## PROBLEM DETAILS
Word for word, copy all the data and drop the pictures.

## DATA PROVIDED
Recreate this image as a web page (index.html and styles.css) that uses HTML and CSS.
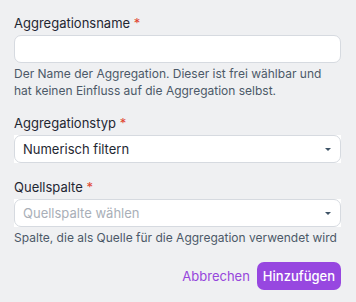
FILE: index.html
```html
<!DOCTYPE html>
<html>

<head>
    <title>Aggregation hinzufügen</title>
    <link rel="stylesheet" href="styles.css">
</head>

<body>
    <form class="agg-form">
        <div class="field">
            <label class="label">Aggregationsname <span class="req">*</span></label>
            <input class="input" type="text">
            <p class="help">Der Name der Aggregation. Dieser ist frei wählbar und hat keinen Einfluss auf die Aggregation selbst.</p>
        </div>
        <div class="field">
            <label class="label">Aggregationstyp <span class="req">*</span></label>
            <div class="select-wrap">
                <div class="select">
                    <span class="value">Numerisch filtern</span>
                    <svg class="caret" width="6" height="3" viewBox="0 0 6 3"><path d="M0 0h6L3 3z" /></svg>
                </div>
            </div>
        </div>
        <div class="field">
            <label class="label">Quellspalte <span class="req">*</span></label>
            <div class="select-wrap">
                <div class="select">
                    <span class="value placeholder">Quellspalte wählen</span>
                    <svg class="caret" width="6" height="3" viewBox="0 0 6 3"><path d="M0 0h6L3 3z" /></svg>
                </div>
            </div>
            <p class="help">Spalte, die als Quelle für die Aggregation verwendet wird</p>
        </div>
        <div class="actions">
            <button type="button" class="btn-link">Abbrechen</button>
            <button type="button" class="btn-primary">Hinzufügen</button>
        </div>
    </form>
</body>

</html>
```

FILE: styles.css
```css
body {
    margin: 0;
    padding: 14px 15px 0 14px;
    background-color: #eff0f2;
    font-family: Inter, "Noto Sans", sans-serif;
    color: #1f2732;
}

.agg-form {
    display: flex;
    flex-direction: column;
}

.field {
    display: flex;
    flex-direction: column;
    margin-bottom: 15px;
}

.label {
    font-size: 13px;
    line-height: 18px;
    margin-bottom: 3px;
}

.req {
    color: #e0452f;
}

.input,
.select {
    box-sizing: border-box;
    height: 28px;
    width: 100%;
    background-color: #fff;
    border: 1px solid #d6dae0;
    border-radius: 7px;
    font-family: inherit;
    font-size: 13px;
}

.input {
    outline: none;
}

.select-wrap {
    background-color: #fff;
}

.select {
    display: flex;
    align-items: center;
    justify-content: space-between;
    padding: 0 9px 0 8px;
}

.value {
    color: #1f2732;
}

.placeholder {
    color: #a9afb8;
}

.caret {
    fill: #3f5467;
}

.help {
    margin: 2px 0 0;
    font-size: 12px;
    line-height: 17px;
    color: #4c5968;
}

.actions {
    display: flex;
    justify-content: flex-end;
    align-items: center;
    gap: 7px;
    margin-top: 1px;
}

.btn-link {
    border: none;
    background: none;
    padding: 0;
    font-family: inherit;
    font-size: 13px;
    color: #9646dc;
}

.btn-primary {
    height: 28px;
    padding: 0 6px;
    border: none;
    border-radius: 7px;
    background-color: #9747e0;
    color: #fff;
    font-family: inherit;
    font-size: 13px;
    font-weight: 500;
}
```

## RESPONSE
Recreate this image as a web page (index.html and styles.css) that uses HTML and CSS.
FILE: index.html
```html
<!DOCTYPE html>
<html>

<head>
    <title>Aggregation hinzufügen</title>
    <link rel="stylesheet" href="styles.css">
</head>

<body>
    <form class="agg-form">
        <div class="field">
            <label class="label">Aggregationsname <span class="req">*</span></label>
            <input class="input" type="text">
            <p class="help">Der Name der Aggregation. Dieser ist frei wählbar und hat keinen Einfluss auf die Aggregation selbst.</p>
        </div>
        <div class="field">
            <label class="label">Aggregationstyp <span class="req">*</span></label>
            <div class="select-wrap">
                <div class="select">
                    <span class="value">Numerisch filtern</span>
                    <svg class="caret" width="6" height="3" viewBox="0 0 6 3"><path d="M0 0h6L3 3z" /></svg>
                </div>
            </div>
        </div>
        <div class="field">
            <label class="label">Quellspalte <span class="req">*</span></label>
            <div class="select-wrap">
                <div class="select">
                    <span class="value placeholder">Quellspalte wählen</span>
                    <svg class="caret" width="6" height="3" viewBox="0 0 6 3"><path d="M0 0h6L3 3z" /></svg>
                </div>
            </div>
            <p class="help">Spalte, die als Quelle für die Aggregation verwendet wird</p>
        </div>
        <div class="actions">
            <button type="button" class="btn-link">Abbrechen</button>
            <button type="button" class="btn-primary">Hinzufügen</button>
        </div>
    </form>
</body>

</html>
```

FILE: styles.css
```css
body {
    margin: 0;
    padding: 14px 15px 0 14px;
    background-color: #eff0f2;
    font-family: Inter, "Noto Sans", sans-serif;
    color: #1f2732;
}

.agg-form {
    display: flex;
    flex-direction: column;
}

.field {
    display: flex;
    flex-direction: column;
    margin-bottom: 15px;
}

.label {
    font-size: 13px;
    line-height: 18px;
    margin-bottom: 3px;
}

.req {
    color: #e0452f;
}

.input,
.select {
    box-sizing: border-box;
    height: 28px;
    width: 100%;
    background-color: #fff;
    border: 1px solid #d6dae0;
    border-radius: 7px;
    font-family: inherit;
    font-size: 13px;
}

.input {
    outline: none;
}

.select-wrap {
    background-color: #fff;
}

.select {
    display: flex;
    align-items: center;
    justify-content: space-between;
    padding: 0 9px 0 8px;
}

.value {
    color: #1f2732;
}

.placeholder {
    color: #a9afb8;
}

.caret {
    fill: #3f5467;
}

.help {
    margin: 2px 0 0;
    font-size: 12px;
    line-height: 17px;
    color: #4c5968;
}

.actions {
    display: flex;
    justify-content: flex-end;
    align-items: center;
    gap: 7px;
    margin-top: 1px;
}

.btn-link {
    border: none;
    background: none;
    padding: 0;
    font-family: inherit;
    font-size: 13px;
    color: #9646dc;
}

.btn-primary {
    height: 28px;
    padding: 0 6px;
    border: none;
    border-radius: 7px;
    background-color: #9747e0;
    color: #fff;
    font-family: inherit;
    font-size: 13px;
    font-weight: 500;
}
```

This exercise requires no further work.